I’ve stopped telling people about certain places I like.
Not because I want to gatekeep food, but because I’ve seen what happens after a place goes viral online. The queue triples, prices slowly increase, reservations become impossible, and within months the atmosphere that made the place special disappears completely.
We call these spots “hidden gems”, but the moment they gain attention, they stop being hidden and usually stop feeling like gems too.
I’ve watched it happen too many times in Singapore. A quiet café with ten seats suddenly becomes a TikTok hotspot. A family-run hawker stall ends up overwhelmed by crowds they were never built to handle. Small businesses that once felt personal start operating like survival mode businesses overnight.
And honestly, I don’t think every place wants that kind of attention.
The internet treats virality like success by default. More views, more customers, longer queues. But for smaller food businesses, rapid exposure can create problems too. Staff burn out faster, food consistency drops, and rent pressure often follows once an area becomes “popular”.

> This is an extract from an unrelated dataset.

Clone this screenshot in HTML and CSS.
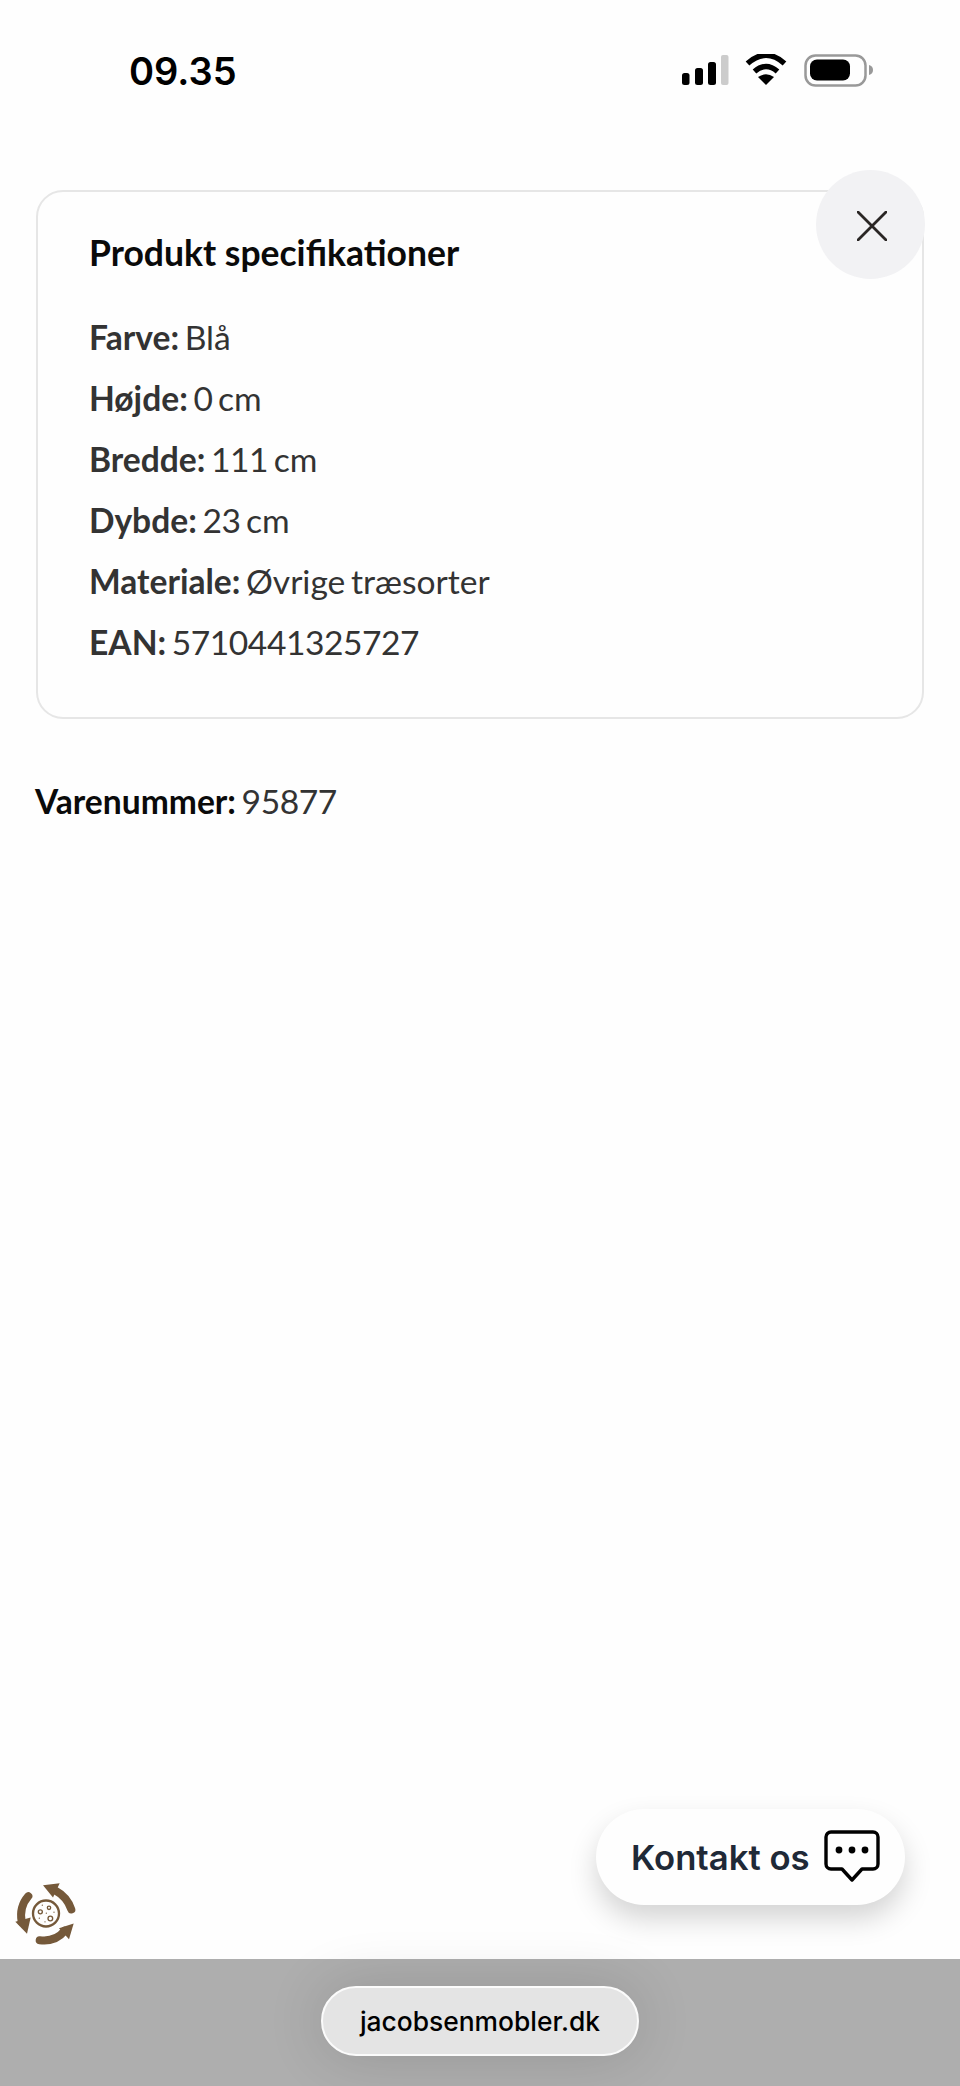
FILE: index.html
```html
<!DOCTYPE html>
<html lang="da">
<head>
<meta charset="utf-8">
<title>Produkt specifikationer</title>
<link rel="stylesheet" href="styles.css">
</head>
<body>
<div class="page">
  <header class="status">
    <span class="time">09.35</span>
    <svg class="status-icons" viewBox="682 54 192 34" aria-hidden="true">
      <rect x="682" y="73" width="7.5" height="12" rx="2.5" fill="#000"/>
      <rect x="695" y="68" width="8" height="17" rx="2.5" fill="#000"/>
      <rect x="708" y="62" width="8" height="23" rx="2.5" fill="#000"/>
      <rect x="721" y="55" width="7.5" height="30" rx="2" fill="#ccc"/>
      <path d="M747.5 63.5Q766 47 784.5 63.5M754.5 71.5Q766 61.5 777.5 71.5" fill="none" stroke="#000" stroke-width="5.5" stroke-linecap="butt"/>
      <path d="M766 85L758 77Q766 71.500 774 77Z" fill="#000"/>
      <rect x="805.500" y="55.500" width="60" height="30" rx="10" fill="none" stroke="#999" stroke-width="2.500"/>
      <rect x="810" y="59.500" width="40" height="21" rx="7" fill="#000"/>
      <path d="M869 65Q873 66 873 70Q873 74 869 75Z" fill="#999"/>
    </svg>
  </header>

  <main class="content">
    <section class="card">
      <button class="close" type="button" aria-label="Luk">
        <svg viewBox="0 0 30 30" class="close-icon" aria-hidden="true"><path d="M1 1L29 29M29 1L1 29" stroke="#2a2624" stroke-width="2.800" stroke-linecap="round" fill="none"/></svg>
      </button>
      <h2 class="card-title">Produkt specifikationer</h2>
      <ul class="spec-list">
        <li><b>Farve:</b> Blå</li>
        <li><b>Højde:</b> <span class="num">0</span> cm</li>
        <li><b>Bredde:</b> <span class="num">111</span> cm</li>
        <li><b>Dybde:</b> <span class="num">23</span> cm</li>
        <li><b>Materiale:</b> Øvrige træsorter</li>
        <li><b>EAN:</b> <span class="num">5710441325727</span></li>
      </ul>
    </section>
    <p class="sku"><b>Varenummer:</b> <span class="num">95877</span></p>
  </main>

  <svg class="cookie" viewBox="40 300 195 200" aria-hidden="true">
    <g fill="none" stroke="#75593a" stroke-linecap="round">
      <path d="M215 388Q202 350 168 332" stroke-width="24"/>
      <path d="M120 480Q168 486 195 452" stroke-width="24"/>
      <path d="M86 348Q58 380 66 425" stroke-width="24"/>
      <circle cx="139" cy="400" r="39" stroke-width="7"/>
      <circle cx="122" cy="395" r="6" stroke-width="4"/>
      <circle cx="148" cy="383" r="5" stroke-width="4"/>
      <circle cx="152" cy="415" r="7" stroke-width="4"/>
    </g>
    <g fill="#75593a">
      <path d="M130 315L180 309L160 352Z"/>
      <path d="M222 430L178 444L208 477Z"/>
      <path d="M82 461L47 425L93 412Z"/>
      <circle cx="128" cy="375" r="2"/><circle cx="163" cy="396" r="2"/>
      <circle cx="140" cy="399" r="2"/><circle cx="119" cy="414" r="2"/>
      <circle cx="136" cy="425" r="2"/>
    </g>
  </svg>

  <a class="contact" href="#">
    <span>Kontakt os</span>
    <svg class="contact-icon" viewBox="0 0 56 52" aria-hidden="true">
      <path d="M7 2H49A5 5 0 0 1 54 7V34A5 5 0 0 1 49 39H38L28 50L18 39H7A5 5 0 0 1 2 34V7A5 5 0 0 1 7 2Z" fill="none" stroke="#000" stroke-width="3.400" stroke-linejoin="round"/>
      <circle cx="15" cy="20" r="3.400" fill="#000"/><circle cx="28" cy="20" r="3.400" fill="#000"/><circle cx="41" cy="20" r="3.400" fill="#000"/>
    </svg>
  </a>

  <footer class="browser-bar">
    <div class="url-pill">jacobsenmobler.dk</div>
  </footer>
</div>
</body>
</html>
```

FILE: styles.css
```css
* { box-sizing: border-box; }

html, body {
  margin: 0;
  padding: 0;
}

body {
  background: #fefefe;
  font-family: "Lato", "Liberation Sans", sans-serif;
}

.page {
  position: relative;
  width: 960px;
  height: 2086px;
  display: flex;
  flex-direction: column;
  overflow: hidden;
}

.status {
  height: 190px;
  flex: none;
  display: flex;
  justify-content: space-between;
  align-items: flex-start;
  padding: 48px 86px 0 129px;
}

.time {
  font-family: "Inter", "Liberation Sans", sans-serif;
  font-weight: 600;
  font-size: 38px;
  line-height: 46px;
  color: #000;
}

.status-icons {
  width: 192px;
  height: 34px;
  margin-top: 6px;
}

.content {
  flex: 1;
  padding: 0 35px;
}

.card {
  position: relative;
  height: 529px;
  margin: 0 1px;
  border: 2px solid #e6e6e6;
  border-radius: 27px;
  padding: 40px 51px 0;
  background: #fefefe;
}

.close {
  position: absolute;
  top: -22px;
  right: -3px;
  width: 109px;
  height: 109px;
  border: 0;
  border-radius: 50%;
  background: #f2f2f4;
  padding: 3px 0 0 2px;
  display: flex;
  align-items: center;
  justify-content: center;
}

.close-icon {
  width: 30px;
  height: 30px;
}

.card-title {
  margin: 0;
  font-size: 35.5px;
  line-height: 42px;
  font-weight: 700;
  color: #0a0a0a;
}

.spec-list {
  list-style: none;
  margin: 43px 0 0;
  padding: 0;
  display: flex;
  flex-direction: column;
  gap: 21px;
  font-size: 33.6px;
  line-height: 40px;
  word-spacing: -3px;
  color: #333;
}

.spec-list b {
  font-weight: 700;
}

.num {
  letter-spacing: -.45px;
}

.sku {
  margin: 62px 0 0;
  font-size: 33.6px;
  line-height: 40px;
  word-spacing: -3px;
  color: #333;
}

.sku b {
  color: #0a0a0a;
}

.cookie {
  position: absolute;
  left: 13px;
  top: 1880px;
  width: 65px;
  height: 67px;
}

.contact {
  position: absolute;
  left: 596px;
  top: 1809px;
  width: 309px;
  height: 96px;
  display: flex;
  align-items: center;
  gap: 14px;
  padding-left: 35px;
  border-radius: 48px;
  background: #fefefe;
  box-shadow: 0 14px 28px rgba(0, 0, 0, .17);
  font-family: "Inter", "Liberation Sans", sans-serif;
  font-weight: 600;
  font-size: 34.7px;
  color: #1f2937;
  text-decoration: none;
}

.contact-icon {
  width: 56px;
  height: 52px;
  margin-top: -2px;
}

.browser-bar {
  flex: none;
  height: 127px;
  background: #aeaeae;
  display: flex;
  justify-content: center;
  padding-top: 27px;
}

.url-pill {
  width: 318px;
  height: 70px;
  border: 2px solid #fbfbfb;
  border-radius: 35px;
  background: #e4e4e4;
  box-shadow: 0 0 60px rgba(0, 0, 0, .14);
  display: flex;
  align-items: center;
  justify-content: center;
  font-family: "Inter", "Liberation Sans", sans-serif;
  font-weight: 500;
  font-size: 26.4px;
  color: #000;
}
```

Ironically, the very things people claim to love about hidden gems are usually the first things destroyed by internet attention.

The quietness disappears. The affordability changes. The slower pace vanishes because the business now has to serve three times the crowd. Suddenly there’s a 45-minute queue for a café people originally loved because it felt peaceful.
I think social media also changed how people search for food. Some diners now chase exclusivity more than actual enjoyment. Finding a hidden café almost feels like collecting content before everyone else discovers it too.
Then once it becomes mainstream, people move on to the next “underrated” place.
It creates this strange cycle where small businesses become trends instead of sustainable community spaces.
Of course, visibility can still help genuinely struggling businesses survive. Some owners do benefit from the extra customers and recognition. But I think people underestimate how fragile smaller food spaces actually are. Not every café has the manpower, kitchen setup, or financial buffer to handle sudden viral demand.
Sometimes a place works precisely because it stays small.
Because it stays local.
Because not everyone knows about it.
I still believe good food deserves support, but maybe support does not always need to come with mass exposure and endless content creation. Maybe some places are better experienced quietly instead of turned into the next social media checklist item.
Not every hidden gem needs to become a destination.
Some are better left as discoveries.